Mahathir is too astute to mount a direct challenge to Abdullah. What he will do is to continue to agitate and to raise the same old issues he has time and time again - issues which have been answered enough times and over which no sane government will back down.
What he wants to do is to raise so much dissent on the ground - real or apparent - to try and force Abdullah to "voluntarily" step down, much like what happened to the Tunku. Abdullah will be falling into his trap if he does throw in the towel.
In Mahathir's mind, even if he fails to force Abdullah out, he is hoping to at least put on the defensive or neutralise those individuals close to Abdullah who he regards as unfriendly to him (Mahathir).

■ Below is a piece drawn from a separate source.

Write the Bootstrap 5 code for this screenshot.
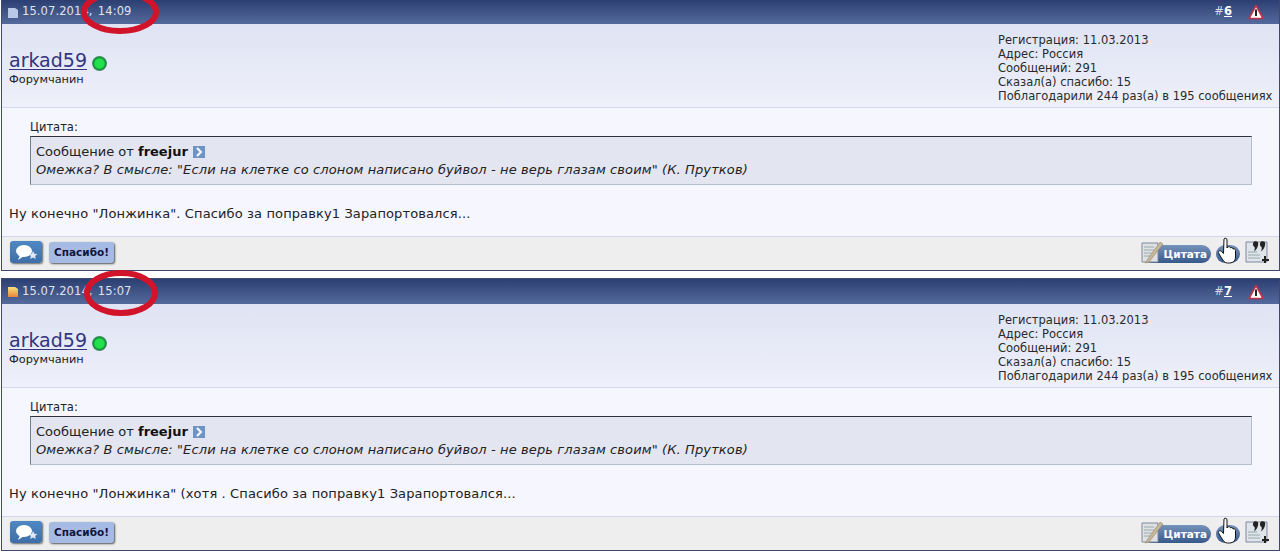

Mahathir's time is up - it ended some three years ago when he gave up power. To try to hold onto it by using his image and influence to force things is regrettable and will backfire on him eventually. It is more than time to move on.
But we Malaysians have this habit of shooting ourselves in our feet oftentimes, blowing up larger than life political posturing into political crises instead of getting on with the matters that matter. Mahathir is counting on that.
Malaysia has weathered much worse than this and come out on top. Unless we make it happen, there is no political crisis. No one is indispensable, least of all Mahathir right now. And no one, not even Mahathir, is invincible. Ask Datuk Onn Jaffar.

*P. Gunasegaram is group executive editor of The Edge.